Almost involuntarily, our thoughts turn to British art historian Timothy J. Clark who once called Modernity our Antiquity – a universal canon of forms and ideas that continues to nourish and feed our culture after all those decades. Venerable, ageing Modernity renews itself through self-reference and recurrence; it serves as its own fount of youth and rejuvenation. A highly topical phenomenon: even today, countless of artists pursuing myriads of different approaches continue to draw on this cornucopia, a pool of inspiration that might have forfeited its former utopian potential, yet retains the perennial appeal of an identifcatory model for cultural production and existence.
And this is undoubtedly true of DAG’s oeuvre: art in an age of unlimited reproducibility, its signature seemingly erased. At first glance, some pictures appear to have been generated by digital means. However, DAG pursues a very different path. While he does pick up on the issue of repetition and reproduction, he does not actually do it himself. What might look technical isn’t so. Closer inspection soon reveals the works’ individual methodology and the strong manual aspect that shapes it all – even in images dominated by prefabricated elements or simple basic modules. DAG incorporates sheets of coloured dot stickers, uses ruler and templates and restricts himself to the fundamental geometric units of circle, triangle, rhombus and parallelogram. These are the building blocks of his works, applied to the primed, white canvas with a humble felt-tip pen. While this might sound hackneyed or mundane, it involves a highly complex procedure. During creation, DAG unleashes a dialectic that eludes concrete words and definition: on the one hand, it doggedly obliterates anything that might be considered figurative or representational, anything elaborate and overtly artistic – on the other, it generates, as if by chance, pictorial effects, personal reflections and many idiosyncratic moments that catch our eye and force it to linger. Everything is unique, nothing repeatable.

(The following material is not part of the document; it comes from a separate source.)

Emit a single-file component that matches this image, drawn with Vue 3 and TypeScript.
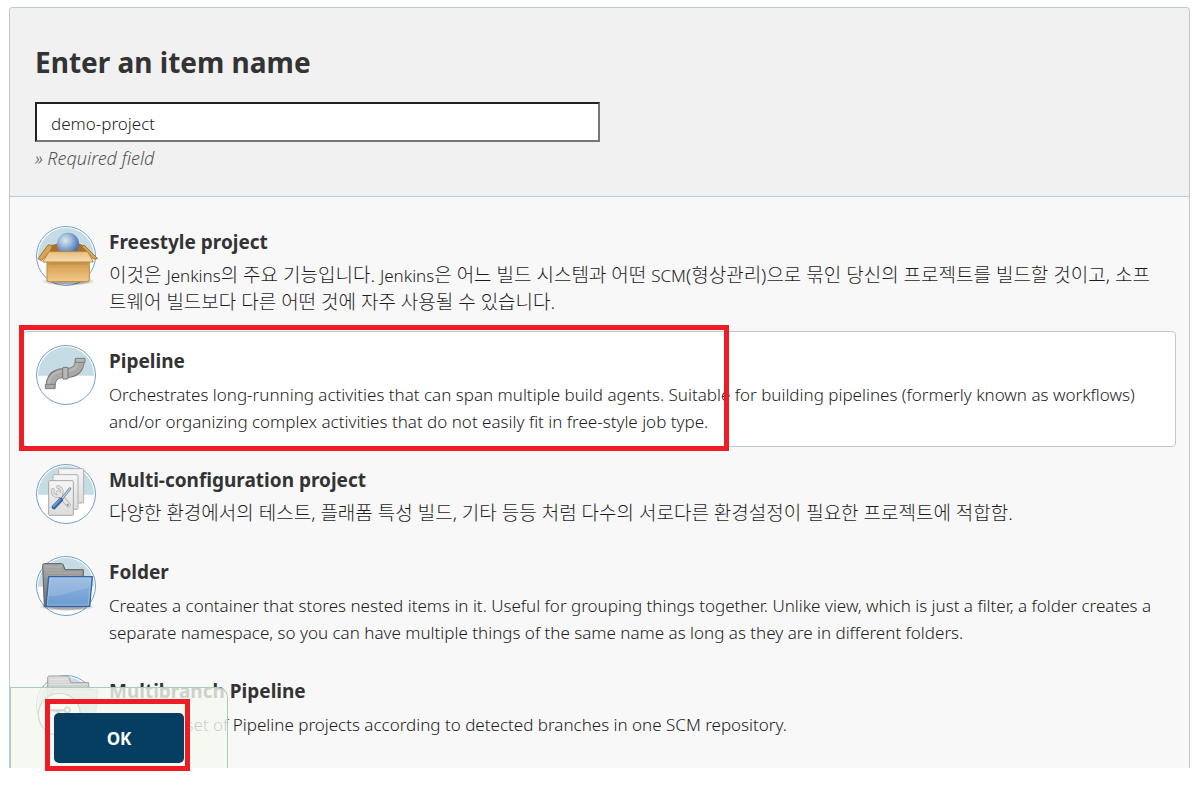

DAG’s pictures seem perfect, but perfection remains an illusion. The flawless surface is nothing but a clever deception. According to the artist, “it is ordered chaos. A lot of it comes straight from the gut, but the process itself needs to be controlled.” DAG experiments with the illusion of an ostensibly smooth or technologically produced surface – an aspect that never actually enters into his work. Soon enough, the eye will stop at a subtle jar, at black-and-white rhombus grids, for example, that are a lot further from Vasarély than appearances might suggest. The structure reveals gaps and imperfections within the conscientious ruling. Applied irritations come to the fore, flanked by the odd slip and instance of carelessness inevitable in such a serial work. “Mistakes are welcome,” comments the artist. “But it is worth distinguishing between good and bad, helpful and unnecessary mistakes.” In one case, a composition of triangle rows dissolves into a muddled interior triangle; the image implodes, yet even the resulting chaos contains only triangles – disorder in order. Most of this is intuitive and the product of extensive trials. After all, the strictures of conceptual art have never held an allure for DAG.
Although he rarely reaches for the brush, his works are closer to paintings than to illustration, graphics, design or diagrammatical ideas. The “pictorial and picturesque” aspect – a term often criticised, here actually applicable – becomes especially apparent in DAG’s larger, airier compositions. Here, the artist applied myriads of tiny dots with a black marker pen. Taken as a whole and viewed from afar, the dots conjure up a wide variety of representational associations: clouds, shadows, erupting volcanoes, magnetic fields and other phenomena evolve from the canvas. Seurat and Pointillism come to mind and DAG has indeed researched this movement. He adopted – and adapted – the breakdown of shapes and colours into basic modules and subsequent reassemblage, the synthetic procedure from the smallest possible units – and then took it further.
DAG’s images are minimalist and reduced to the core. Often pervaded by a meditative mood, his pinpointed landscapes might even exude a romantic aura. However, this has not always been the case. Back in 1990s Berlin, he started out with a rather fast-paced, sleek, ornamental painting style and dove right into the era’s exploding club culture. Together with Jim Avignon he would enliven any party with feverish paint performances that might cover and transform the entire space within half an hour. They would tour all of Germany’s landmark clubs and soon received invitations to take their instant art to the rest of the world. In this, they became the visual figureheads of Berlin’s oft-copied and admired innovative, experimental music scene. A close encounter with Japan and the country’s pared-down aesthetics, but also a penchant for the abstract movements of the 20th century, introduced DAG to geometry’s basic shapes and the beauty of simple artistic aids. “I prefer to get my supplies from the DIY centre rather than the nearest art supply store,” or so DAG succinctly explains. And when he applies his “error-laden” grid compositions to old t-shirts, mounted onto frames instead of a canvas, we might consider it a nostalgic reminder of those wild clubby days and the era’s equally excessive paintings. Most of all, however, DAG’s images reveal: there is plenty of life in Modernity yet.